The changes were, however, the best thing to happen to community banks and credit unions in some time.
So said John McWeeney, CEO and president of NJBankers, among others.
“This is not actually a gutting of Dodd-Frank,” he said. “A lot of those regulations remain in place. It makes some changes on the margins to rules and regulations that weren’t stimulating economic activity. It wouldn’t have been supported on a bipartisan basis otherwise.”
“What it is, is good, common-sense legislation. It’s recognition that community banks were not involved in what led to financial crisis, and that some of the rules and regulations that have reached a little too far need to be right-sized.”
That has been a consistent argument from community banks, and credit unions have held the same view on their role in triggering the Great Recession.
David Frankil, CEO and president of the New Jersey Credit Union League, said that’s what makes this legislation so significant.
“One of the challenges we’ve always had, which was amplified by Dodd-Frank, is that credit unions get lumped into the same category as Wells Fargo or Bank of America when it comes to regulations,” Frankil said. “We didn’t cause the crisis; we’re the good guys. It was kind of like adding insult to injury to be treated as though we were the problem.”

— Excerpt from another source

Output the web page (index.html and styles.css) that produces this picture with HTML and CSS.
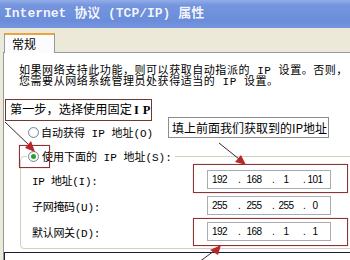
FILE: index.html
```html
<!DOCTYPE html>
<html lang="zh-CN">
<head>
  <meta charset="UTF-8">
  <title>Internet 协议 (TCP/IP) 属性</title>
  <link rel="stylesheet" href="styles.css">
</head>
<body>

  <div class="dialog">
    <!-- Title bar -->
    <div class="titlebar">Internet 协议 (TCP/IP) 属性</div>

    <!-- Tabs -->
    <div class="tabs">
      <div class="tab">常规</div>
    </div>

    <!-- Tab page -->
    <div class="panel">
      <p class="intro">如果网络支持此功能，则可以获取自动指派的 IP 设置。否则，<br>您需要从网络系统管理员处获得适当的 IP 设置。</p>

      <div class="step">第一步，选择使用固定<b>I P</b></div>

      <div class="option auto"><span class="radio"></span><span class="label">自动获得 IP 地址(O)</span></div>

      <fieldset class="group">
        <legend class="option"><span class="radio on"></span><span class="label">使用下面的 IP 地址(S):</span></legend>

        <div class="field">
          <span class="name">IP 地址(I):</span>
          <span class="ip"><span class="n n1">192</span><span class="d d1">.</span><span class="n n2">168</span><span class="d d2">.</span><span class="n n3">1</span><span class="d d3">.</span><span class="n n4">101</span></span>
        </div>
        <div class="field">
          <span class="name">子网掩码(U):</span>
          <span class="ip"><span class="n n1">255</span><span class="d d1">.</span><span class="n n2">255</span><span class="d d2">.</span><span class="n n3">255</span><span class="d d3">.</span><span class="n n4">0</span></span>
        </div>
        <div class="field">
          <span class="name">默认网关(D):</span>
          <span class="ip"><span class="n n1">192</span><span class="d d1">.</span><span class="n n2">168</span><span class="d d2">.</span><span class="n n3">1</span><span class="d d3">.</span><span class="n n4">1</span></span>
        </div>
      </fieldset>

      <div class="next-box"></div>
    </div>

    <!-- Annotations drawn over the dialog -->
    <div class="note">填上前面我们获取到的IP地址</div>
    <div class="mark mark-radio"></div>
    <div class="mark mark-ip"></div>
    <div class="mark mark-gw"></div>

    <svg class="arrows" width="350" height="260" viewBox="0 0 350 260">
      <line x1="5" y1="122" x2="30" y2="146" stroke="#3a2a2a" stroke-width="1"/>
      <polygon points="35,152 25,148 31,141" fill="#b8282a"/>
      <line x1="219" y1="143" x2="239" y2="159" stroke="#3a2a2a" stroke-width="1"/>
      <polygon points="246,165 235,162 241,155" fill="#b8282a"/>
      <line x1="199" y1="262" x2="214" y2="251" stroke="#3a2a2a" stroke-width="1"/>
      <polygon points="221,245 218,255 210,250" fill="#b8282a"/>
    </svg>
  </div>

</body>
</html>
```

FILE: styles.css
```css
body {
  margin: 0;
  background-color: #fff;
}

.dialog {
  position: relative;
  width: 350px;
  height: 260px;
  overflow: hidden;
  background-color: #ece9d8;
  color: #000;
  font-family: "Liberation Mono", "Noto Sans CJK SC", monospace;
}

.titlebar {
  height: 28px;
  line-height: 28px;
  padding-left: 4px;
  background: linear-gradient(#93aee8 0%, #7596de 18%, #6b8cda 75%, #7797df 100%);
  color: #f2f5ff;
  font-weight: bold;
  font-size: 13px;
  white-space: nowrap;
  text-shadow: 0 0 1px #5573c2;
}

.tabs {
  height: 24px;
  padding-left: 4px;
  display: flex;
  align-items: flex-end;
}

.tab {
  position: relative;
  z-index: 1;
  width: 51px;
  height: 20px;
  margin-bottom: -1px;
  box-sizing: border-box;
  padding-left: 7px;
  background-color: #fcfcfe;
  border: 1px solid #919b9c;
  border-top: 2px solid #e9a53c;
  border-bottom: none;
  font-family: "Noto Sans CJK SC", sans-serif;
  font-size: 12px;
  line-height: 17px;
}

.panel {
  margin-left: 3px;
  height: 240px;
  background-color: #fff;
  border-top: 1px solid #919b9c;
  border-left: 1px solid #919b9c;
}

.intro {
  margin: 13px 0 0 15px;
  font-size: 11px;
  letter-spacing: 0.55px;
  line-height: 10.5px;
  white-space: nowrap;
}

.step {
  margin: 12px 0 0 1px;
  width: 147px;
  height: 22px;
  box-sizing: border-box;
  padding-left: 4px;
  border: 1.5px solid #6e3a30;
  font-family: "Noto Sans CJK SC", sans-serif;
  font-size: 12.2px;
  line-height: 19px;
  white-space: nowrap;
}

.step b {
  margin-left: 2px;
  font-family: "Liberation Serif", serif;
  font-size: 12.5px;
  word-spacing: 1px;
}

.option {
  display: flex;
  align-items: center;
  height: 14px;
  font-size: 11px;
  white-space: nowrap;
}

.auto {
  margin: 4px 0 0 24px;
}

.option .label {
  margin-left: 2px;
}

.radio {
  width: 11px;
  height: 11px;
  box-sizing: border-box;
  border: 1px solid #7d8a99;
  border-radius: 50%;
  background: radial-gradient(#fff 40%, #e4e6ea);
  display: flex;
  align-items: center;
  justify-content: center;
}

.radio.on::after {
  content: "";
  width: 5px;
  height: 5px;
  border-radius: 50%;
  background-color: #2aa12e;
}

.group {
  margin: 10px 0 0 16px;
  width: 400px;
  padding: 7px 0 7px 6px;
  border: 1px solid #d0d0bf;
  border-radius: 4px;
}

.group legend {
  padding: 0 3px 0 1px;
}

.group legend .label {
  margin-left: 3px;
}

.field {
  display: flex;
  align-items: center;
  height: 19px;
  margin-top: 7px;
}

.field:first-of-type {
  margin-top: 0;
}

.name {
  width: 175px;
  margin-left: 5px;
  font-size: 11px;
  letter-spacing: -0.3px;
  white-space: nowrap;
}

.ip {
  width: 124px;
  height: 19px;
  box-sizing: border-box;
  border: 1px solid #a5acb2;
  display: flex;
  align-items: center;
  font-family: "Liberation Sans", sans-serif;
  font-size: 10px;
  letter-spacing: -0.6px;
}

.n {
  text-align: center;
}

.n1 { width: 23px; }
.n2 { width: 24px; }
.n3 { width: 20px; }
.n4 { width: 16px; }

.d {
  width: 4px;
}

.d1 { margin-left: 7px; }
.d2 { margin-left: 6px; }
.d3 { margin-left: 7px; }

.next-box {
  margin-top: 3px;
  height: 30px;
  border: 1.5px solid #1b1b3a;
  border-right: none;
  background-color: #fff;
}

.note {
  position: absolute;
  left: 168px;
  top: 117px;
  width: 161px;
  height: 21px;
  box-sizing: border-box;
  padding-left: 3px;
  background-color: #fff;
  border: 1px solid #8d8d8d;
  font-family: "Noto Sans CJK SC", sans-serif;
  font-size: 12px;
  line-height: 19px;
  white-space: nowrap;
}

.mark {
  position: absolute;
  box-sizing: border-box;
  border: 1.5px solid #8b3434;
  box-shadow: 0 0 1px rgba(160, 60, 60, 0.5);
}

.mark-radio {
  left: 19px;
  top: 145px;
  width: 31px;
  height: 23px;
}

.mark-ip {
  left: 193px;
  top: 164px;
  width: 155px;
  height: 29px;
}

.mark-gw {
  left: 193px;
  top: 218px;
  width: 155px;
  height: 28px;
}

.arrows {
  position: absolute;
  left: 0;
  top: 0;
  pointer-events: none;
}
```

The new law apparently doesn’t do any favors for big financial institutions. But the banks that hold the largest amounts of assets in the country also have the resources to invest in teams of compliance professionals in recent years, Frankil said.

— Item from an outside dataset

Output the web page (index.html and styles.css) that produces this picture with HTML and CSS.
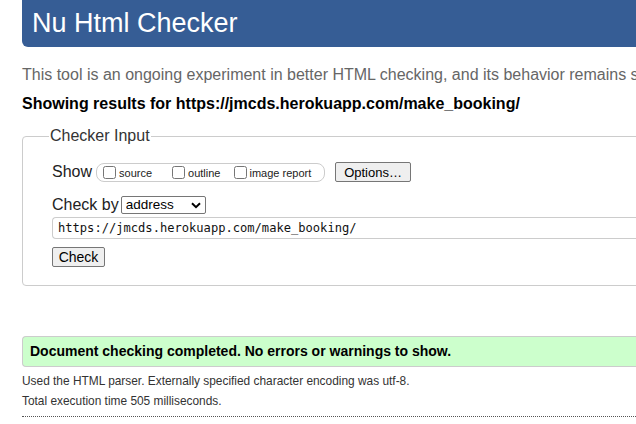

“But, at a small credit union, it’s very common today to have a CEO just overwhelmed with everything he or she needs to do to keep up with compliance,” Frankil added. “So, from that perspective, anything that reduces the regulatory burden is music to their ears.”
Feeling the heat of post-crisis regulation, smaller institutions increasingly have sought to merge with larger institutions. That led to an unprecedented industry consolidation of the banking market in New Jersey and elsewhere, which industry leaders say does more harm than good toward the goal of averting a future crisis.

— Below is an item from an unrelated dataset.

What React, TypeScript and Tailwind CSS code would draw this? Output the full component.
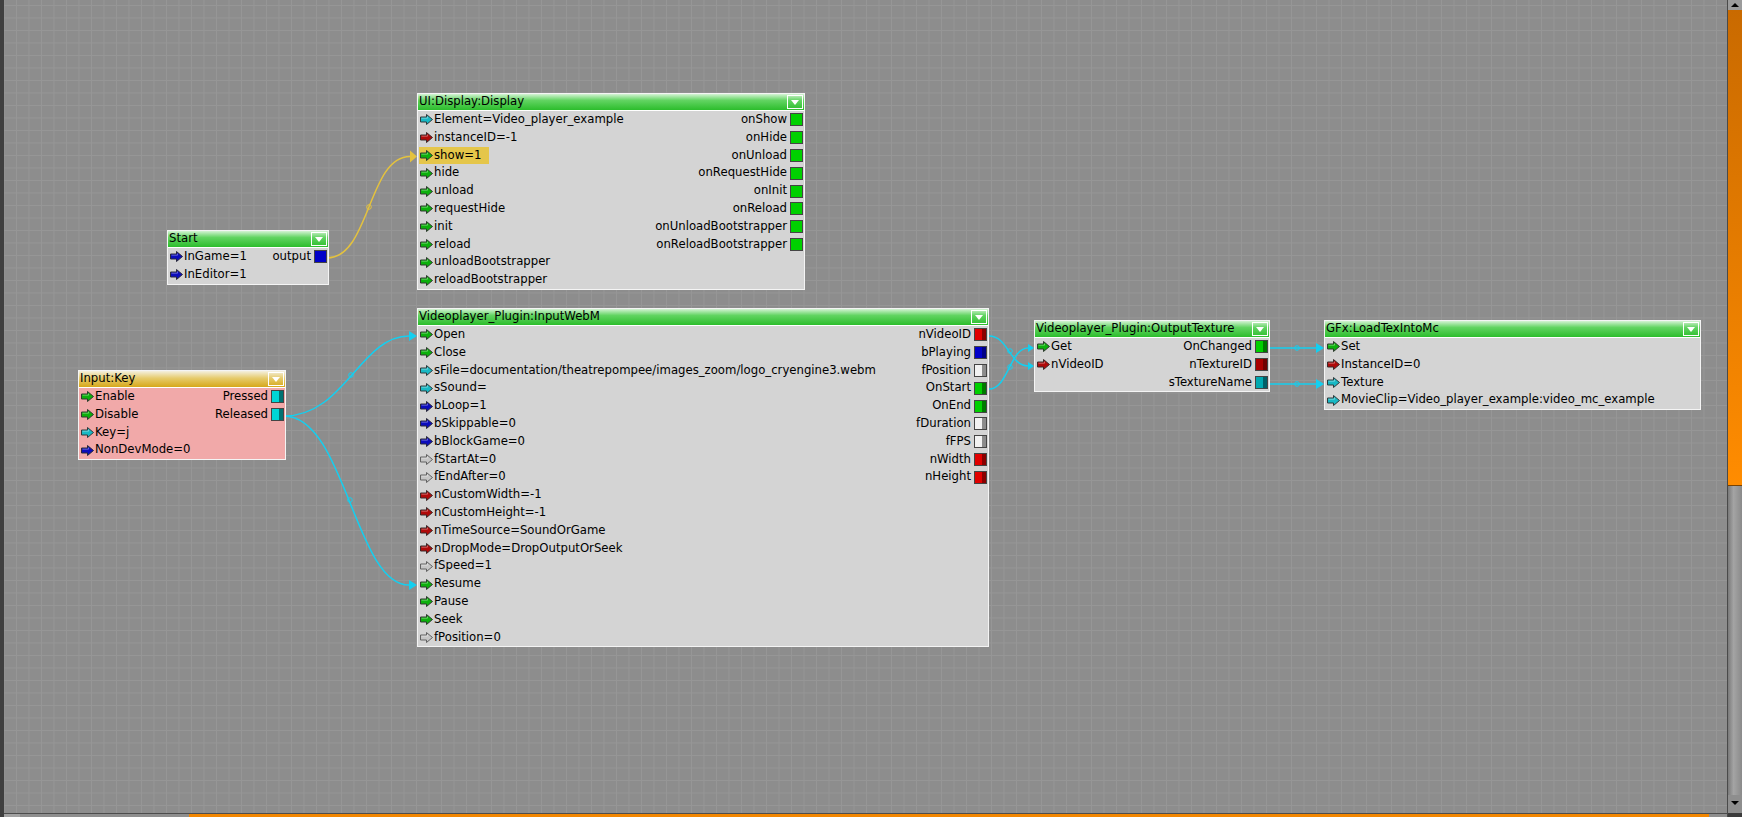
import React from "react"

type Kind = "green" | "cyan" | "red" | "blue" | "gray"
type PortColor = "green" | "cyan" | "teal" | "red" | "darkred" | "blue" | "white"

type InPin = { label: string; kind: Kind; active?: boolean }
type OutPin = { label: string; color: PortColor; split?: boolean }

const arrowClass: Record<Kind, string> = {
  green: "fill-[#0cb00c] stroke-[#2f3a2f]",
  cyan: "fill-[#18b8c4] stroke-[#2f3a3c]",
  red: "fill-[#b00a0a] stroke-[#3a2a2a]",
  blue: "fill-[#0c0cbc] stroke-[#2a2a3a]",
  gray: "fill-[#c6c6c6] stroke-[#626262]",
}

const portClass: Record<PortColor, { main: string; dark: string }> = {
  green: { main: "bg-[#00d000]", dark: "bg-[#007a00]" },
  cyan: { main: "bg-[#00d6d6]", dark: "bg-[#007272]" },
  teal: { main: "bg-[#00a8b0]", dark: "bg-[#006068]" },
  red: { main: "bg-[#e00000]", dark: "bg-[#8a0000]" },
  darkred: { main: "bg-[#a80000]", dark: "bg-[#700000]" },
  blue: { main: "bg-[#0000c8]", dark: "bg-[#000086]" },
  white: { main: "bg-[#f2f2f2]", dark: "bg-[#8c8c8c]" },
}

function PinArrow({ kind }: { kind: Kind }) {
  return (
    <svg width="13" height="11" viewBox="0 0 13 11" className="ml-[1px] shrink-0">
      <polygon
        points="0.5,3 6.5,3 6.5,0.5 12.5,5.5 6.5,10.5 6.5,8 0.5,8"
        className={arrowClass[kind]}
        strokeWidth="1"
      />
      <polyline
        points="1.5,4.2 7.5,4.2 7.5,2.6"
        fill="none"
        stroke="#ffffff"
        strokeOpacity="0.35"
        strokeWidth="1"
      />
    </svg>
  )
}

function Port({ color, split }: { color: PortColor; split?: boolean }) {
  const c = portClass[color]
  return (
    <span className="ml-[3px] mr-[1px] flex h-[13px] w-[13px] shrink-0 border border-[#444444]">
      <span className={`flex-1 ${c.main}`} />
      {split && <span className={`w-[4px] ${c.dark}`} />}
    </span>
  )
}

function FlowNode({
  title,
  className,
  tone = "green",
  pink = false,
  inputs,
  outputs = [],
}: {
  title: string
  className: string
  tone?: "green" | "gold"
  pink?: boolean
  inputs: InPin[]
  outputs?: OutPin[]
}) {
  const count = Math.max(inputs.length, outputs.length)
  const rows = Array.from({ length: count }, (_, i) => ({
    pin: inputs[i],
    port: outputs[i],
  }))

  return (
    <div
      className={`absolute border border-[#f4f4f4] ${
        pink ? "bg-[#f1a9a9]" : "bg-[#d4d4d4]"
      } ${className}`}
    >
      <div
        className={`flex h-[17px] items-center justify-between border-b border-white px-[1px] ${
          tone === "gold"
            ? "bg-[linear-gradient(to_bottom,#f4f0e0_0%,#e6cb6c_45%,#d6a81a_100%)]"
            : "bg-[linear-gradient(to_bottom,#d4f3d4_0%,#62d462_40%,#2cbd2c_100%)]"
        }`}
      >
        <span className="whitespace-nowrap">{title}</span>
        <span className="flex h-[14px] w-[16px] items-center justify-center border border-white">
          <span className="h-0 w-0 border-x-[4px] border-t-[5px] border-x-transparent border-t-white" />
        </span>
      </div>
      {rows.map((row, i) => (
        <div key={i} className="flex h-[17.8px] items-center justify-between">
          {row.pin ? (
            <span
              className={`ml-[1px] flex items-center self-stretch whitespace-nowrap ${
                row.pin.active ? "bg-[#e5c64a] pr-[8px]" : ""
              }`}
            >
              <PinArrow kind={row.pin.kind} />
              <span className="ml-[1px]">{row.pin.label}</span>
            </span>
          ) : (
            <span />
          )}
          {row.port && (
            <span className="flex items-center whitespace-nowrap">
              <span>{row.port.label}</span>
              <Port color={row.port.color} split={row.port.split} />
            </span>
          )}
        </div>
      ))}
    </div>
  )
}

function Links() {
  const cyan = "#14cff0"
  const yellow = "#e4c23e"
  return (
    <svg
      className="pointer-events-none absolute left-0 top-0"
      width="1723"
      height="813"
      viewBox="0 0 1723 813"
    >
      <g transform="translate(-4,0)" fill="none" strokeWidth="1.5">
        <path d="M327,258 C370,258 368,156.5 410,156.5" stroke={yellow} />
        <circle cx="369" cy="207" r="2.3" stroke={yellow} strokeWidth="1" />
        <polygon points="410,150.5 417,156.5 410,162.5" fill={yellow} stroke="none" />

        <path d="M284,416 C345,416 360,336 409,336" stroke={cyan} />
        <circle cx="351" cy="375" r="2.3" stroke={cyan} strokeWidth="1" />
        <polygon points="409,331 417,336 409,341" fill={cyan} stroke="none" />

        <path d="M284,416 C345,416 355,585 409,585" stroke={cyan} />
        <circle cx="350" cy="500" r="2.3" stroke={cyan} strokeWidth="1" />
        <polygon points="409,580 417,585 409,590" fill={cyan} stroke="none" />

        <path d="M989,336 C1008,336 1010,366 1028,366" stroke={cyan} />
        <circle cx="1010" cy="351" r="2.3" stroke={cyan} strokeWidth="1" />
        <polygon points="1028,362 1034,366 1028,370" fill={cyan} stroke="none" />

        <path d="M989,389 C1008,389 1010,348 1028,348" stroke={cyan} />
        <circle cx="1010" cy="367" r="2.3" stroke={cyan} strokeWidth="1" />
        <polygon points="1028,344 1034,348 1028,352" fill={cyan} stroke="none" />

        <path d="M1270,348 L1316,348" stroke={cyan} />
        <circle cx="1297" cy="348" r="2.3" stroke={cyan} strokeWidth="1" />
        <polygon points="1316,343 1324,348 1316,353" fill={cyan} stroke="none" />

        <path d="M1270,384 L1316,384" stroke={cyan} />
        <circle cx="1297" cy="384" r="2.3" stroke={cyan} strokeWidth="1" />
        <polygon points="1316,379 1324,384 1316,389" fill={cyan} stroke="none" />
      </g>
    </svg>
  )
}

export default function App() {
  return (
    <div className="flex h-[817px] w-[1742px] overflow-hidden bg-[#8c8c8c] font-['DejaVu_Sans',sans-serif] text-[11.7px] leading-none text-black">
      <div className="w-[4px] shrink-0 bg-[#3f3f3f]" />

      <div className="flex min-w-0 flex-1 flex-col">
        <div className="relative flex-1 bg-[#8d8d8d] bg-[linear-gradient(to_right,#969696_1px,transparent_1px),linear-gradient(to_bottom,#969696_1px,transparent_1px)] bg-[size:12.5px_12.5px] bg-[position:12px_5px]">
          <Links />

          <FlowNode
            title="UI:Display:Display"
            className="left-[413px] top-[93px] w-[388px]"
            inputs={[
              { label: "Element=Video_player_example", kind: "cyan" },
              { label: "instanceID=-1", kind: "red" },
              { label: "show=1", kind: "green", active: true },
              { label: "hide", kind: "green" },
              { label: "unload", kind: "green" },
              { label: "requestHide", kind: "green" },
              { label: "init", kind: "green" },
              { label: "reload", kind: "green" },
              { label: "unloadBootstrapper", kind: "green" },
              { label: "reloadBootstrapper", kind: "green" },
            ]}
            outputs={[
              { label: "onShow", color: "green" },
              { label: "onHide", color: "green" },
              { label: "onUnload", color: "green" },
              { label: "onRequestHide", color: "green" },
              { label: "onInit", color: "green" },
              { label: "onReload", color: "green" },
              { label: "onUnloadBootstrapper", color: "green" },
              { label: "onReloadBootstrapper", color: "green" },
            ]}
          />

          <FlowNode
            title="Start"
            className="left-[163px] top-[230px] w-[162px]"
            inputs={[
              { label: "InGame=1", kind: "blue" },
              { label: "InEditor=1", kind: "blue" },
            ]}
            outputs={[{ label: "output", color: "blue" }]}
          />

          <FlowNode
            title="Input:Key"
            tone="gold"
            pink
            className="left-[74px] top-[370px] w-[208px]"
            inputs={[
              { label: "Enable", kind: "green" },
              { label: "Disable", kind: "green" },
              { label: "Key=j", kind: "cyan" },
              { label: "NonDevMode=0", kind: "blue" },
            ]}
            outputs={[
              { label: "Pressed", color: "cyan", split: true },
              { label: "Released", color: "cyan", split: true },
            ]}
          />

          <FlowNode
            title="Videoplayer_Plugin:InputWebM"
            className="left-[413px] top-[308px] w-[572px]"
            inputs={[
              { label: "Open", kind: "green" },
              { label: "Close", kind: "green" },
              {
                label:
                  "sFile=documentation/theatrepompee/images_zoom/logo_cryengine3.webm",
                kind: "cyan",
              },
              { label: "sSound=", kind: "cyan" },
              { label: "bLoop=1", kind: "blue" },
              { label: "bSkippable=0", kind: "blue" },
              { label: "bBlockGame=0", kind: "blue" },
              { label: "fStartAt=0", kind: "gray" },
              { label: "fEndAfter=0", kind: "gray" },
              { label: "nCustomWidth=-1", kind: "red" },
              { label: "nCustomHeight=-1", kind: "red" },
              { label: "nTimeSource=SoundOrGame", kind: "red" },
              { label: "nDropMode=DropOutputOrSeek", kind: "red" },
              { label: "fSpeed=1", kind: "gray" },
              { label: "Resume", kind: "green" },
              { label: "Pause", kind: "green" },
              { label: "Seek", kind: "green" },
              { label: "fPosition=0", kind: "gray" },
            ]}
            outputs={[
              { label: "nVideoID", color: "red", split: true },
              { label: "bPlaying", color: "blue", split: true },
              { label: "fPosition", color: "white", split: true },
              { label: "OnStart", color: "green", split: true },
              { label: "OnEnd", color: "green", split: true },
              { label: "fDuration", color: "white", split: true },
              { label: "fFPS", color: "white", split: true },
              { label: "nWidth", color: "red", split: true },
              { label: "nHeight", color: "red", split: true },
            ]}
          />

          <FlowNode
            title="Videoplayer_Plugin:OutputTexture"
            className="left-[1030px] top-[320px] w-[236px]"
            inputs={[
              { label: "Get", kind: "green" },
              { label: "nVideoID", kind: "red" },
            ]}
            outputs={[
              { label: "OnChanged", color: "green", split: true },
              { label: "nTextureID", color: "darkred", split: true },
              { label: "sTextureName", color: "teal", split: true },
            ]}
          />

          <FlowNode
            title="GFx:LoadTexIntoMc"
            className="left-[1320px] top-[320px] w-[377px]"
            inputs={[
              { label: "Set", kind: "green" },
              { label: "InstanceID=0", kind: "red" },
              { label: "Texture", kind: "cyan" },
              { label: "MovieClip=Video_player_example:video_mc_example", kind: "cyan" },
            ]}
          />
        </div>

        <div className="flex h-[4px] shrink-0 border-t border-[#4c4c4c]">
          <div className="w-[16px] bg-[#a2a2a2]" />
          <div className="w-[169px] bg-[#8e8e8e]" />
          <div className="flex-1 bg-[#f28600]" />
          <div className="w-[18px] bg-[#8e8e8e]" />
        </div>
      </div>

      <div className="flex w-[15px] shrink-0 flex-col border-l border-[#4a4a4a] bg-[#8a8a8a]">
        <div className="flex h-[10px] justify-center bg-[#9c9c9c] pt-[3px]">
          <span className="h-0 w-0 border-x-[4px] border-b-[4px] border-x-transparent border-b-black" />
        </div>
        <div className="h-[476px] border-b border-[#7a4200] bg-[linear-gradient(to_bottom,#c96a00,#ff8c00)]" />
        <div className="flex-1 bg-[linear-gradient(to_right,#7a7a7a,#a4a4a4_40%,#8a8a8a)]" />
        <div className="flex h-[18px] justify-center bg-[#8e8e8e] pt-[6px]">
          <span className="h-0 w-0 border-x-[4px] border-t-[4px] border-x-transparent border-t-black" />
        </div>
        <div className="h-[4px] bg-[#3c3c3c]" />
      </div>
    </div>
  )
}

Whether that trend will cool off under the new regulatory framework remains to be seen.
“This will definitely reduce compliance costs,” McWeeney said. “So, it could stabilize. However, the industry’s consolidation driven is by a number of factors, sometimes just by simple economics or the lack of a clear succession plan, like any other businesses.”
Ultimately, proponents of the rule change want to see the potential for increased lending and some benefit for local economies. Years of lobbying went into trying to get policymakers on the same page.
“This bill was a product of a long advocating effort, even if things seemed to move quickly at the end,” Frankil said. “This was a huge undertaking, especially because, in financial services, we have so many different interests with some stake in the outcome on all sides of an issue.”
Because of that, parts of the law just deal with credit unions. As an example, credit unions were freed up to do certain multifamily housing unit lending and not have it count toward its limited business loans — giving these institutions parity with how banks treat those loans. There’s an overall loosening of rules on mortgage lending for banks, as well, in the measure.
Among the many other provisions, community banks with less than $10 billion in assets will no longer have to comply with Dodd-Frank’s Volcker Rule. That barred institutions of a certain size from making speculative investments.
Paul Van Ostenbridge, CEO and president of Atlantic Stewardship Bank, said one of the biggest changes that comes to bear on his local bank is the relaxing of the costly reporting process and examination cycle smaller institutions have been subjected to.
There are many aspects of the legislation that don’t touch his Midland Park-based bank, such as the easing of federal oversight on banks between $50 billion and $250 billion in assets — as what it meant to be a so-called “too big to fail” institution was redefined.
“I see tremendous benefits for us, even if some of the changes don’t even impact us,” he said. “As far as we’re concerned, this is a brand new day in the banking world.”
From where he sits, the bill’s passing was the best news he’s gotten in a decade.
“I will tell you that this is the first time there’s been any regulation in the past 10 or more years that is pro-community banking,” he said. “So, we’re very excited and encouraged at the same time.”